We all harbor secrets. Caregivers harbor more than most for they hold the secrets of patients as well as their own. Caregivers are present to others at their most vulnerable times. Whether under the influence of pain, drugs, loneliness, childbirth or imminent death, caregivers are the keepers of intimate sharing.
Secrets have a kind of temperature. Some are trapped in the caves where we have tried to bury them. Others, the happier ones, bloom within like flowers in our own secret garden – private memories we visit when the world without looks barren.
Still other secrets rage within us like wild animals. They eat away at our souls until finally we may feel we need to open the cage door to release them. This is the phenomenon that has given birth to the modern talk show – Oprah Winfrey at the gracious end of the spectrum, Jerry Springer at the circus end….
What is the temperature of your secrets? The confidences shared with you by patients in intimate times may be part of the rich fabric of your life – the things you consider when you hear yourself say: "i could write a book…" But you won’t, because you will honor what your patients have shared with you and you alone.
Caregiving is sacred work in part because of the privacy of the experience. You enter another’s life as a stranger and rapidly learn some of the most personal aspects of that person’s life.
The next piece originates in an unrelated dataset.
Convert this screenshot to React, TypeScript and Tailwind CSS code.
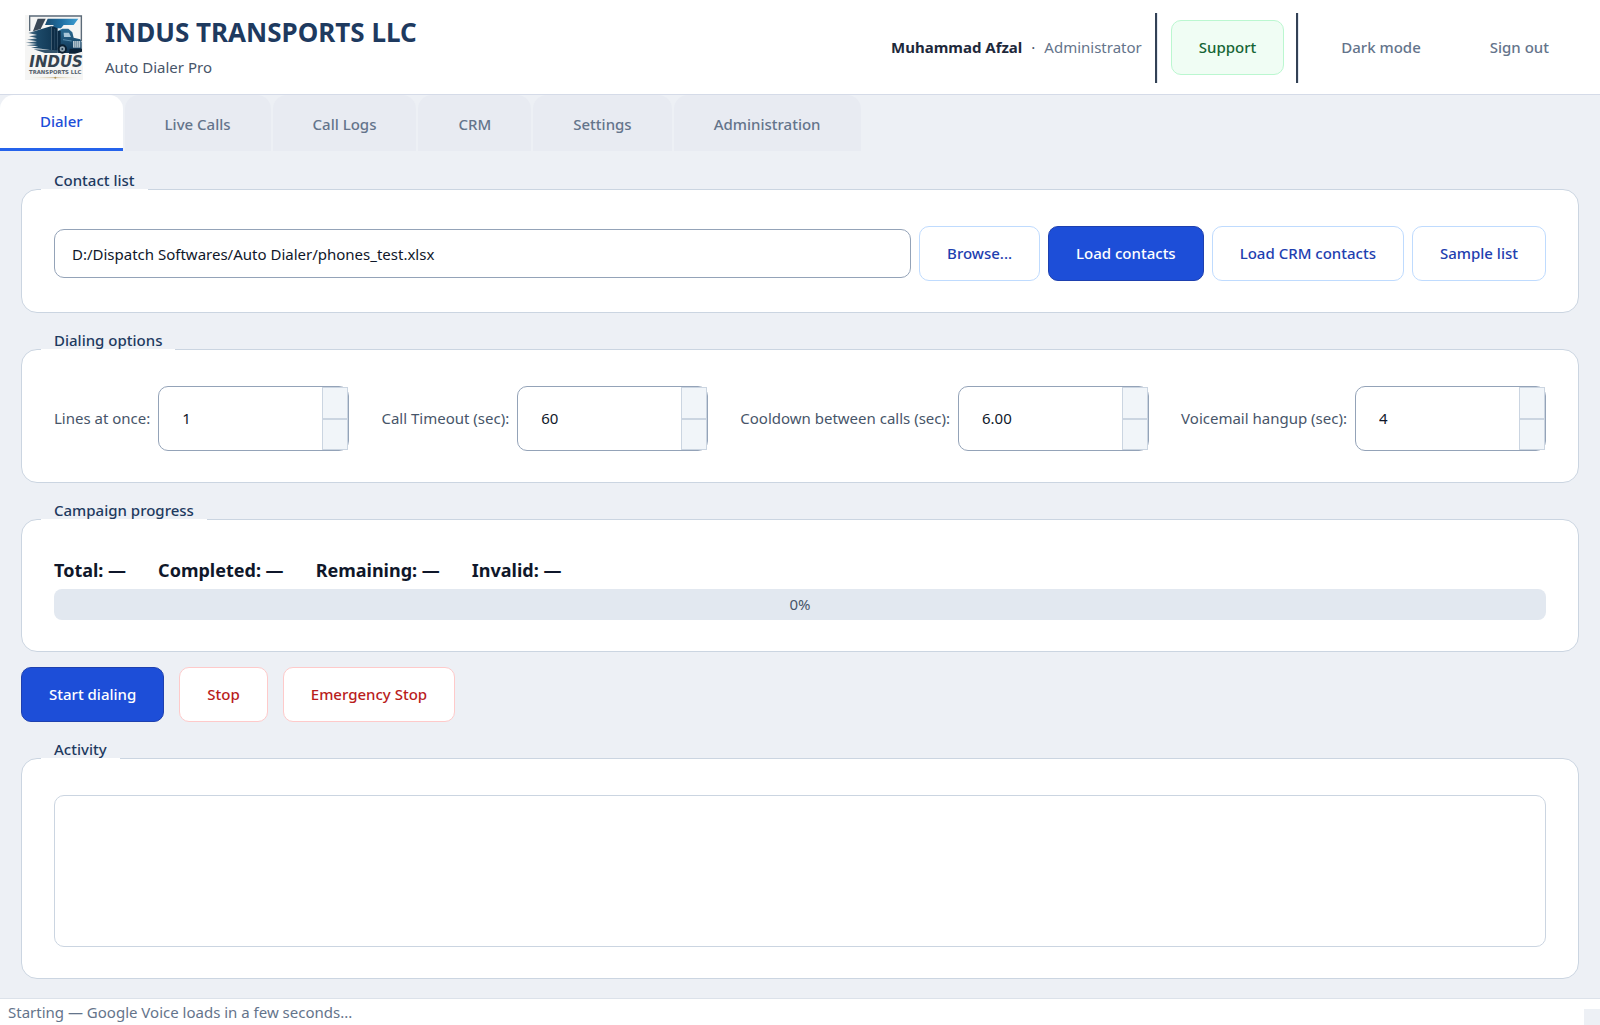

Perhaps, at this moment, your mind is scanning some of the stories that have come before you. But this is really about your story. Are their secrets that are weighing you down as well as private memories that buoy you? For the matters that sit on your shoulders as lead weight, is there anyone with whom you might share this weight?
Talk shows aside, we live in an age where secret-sharing with trusted counselors is easier now than it has ever been. There is no longer any need to hide our troubles. Sharing with a counselor is the beginning of the process. From there, a new opportunity awaits you to craft a new life free of some of the dragons that may have threatened you for years.
This is an invitation, not a command. As a caregiver that has listened to so much from others, is it time to unburden your heart to someone who might help you? Would this process of sharing enable you to live a better and more fulfilling life?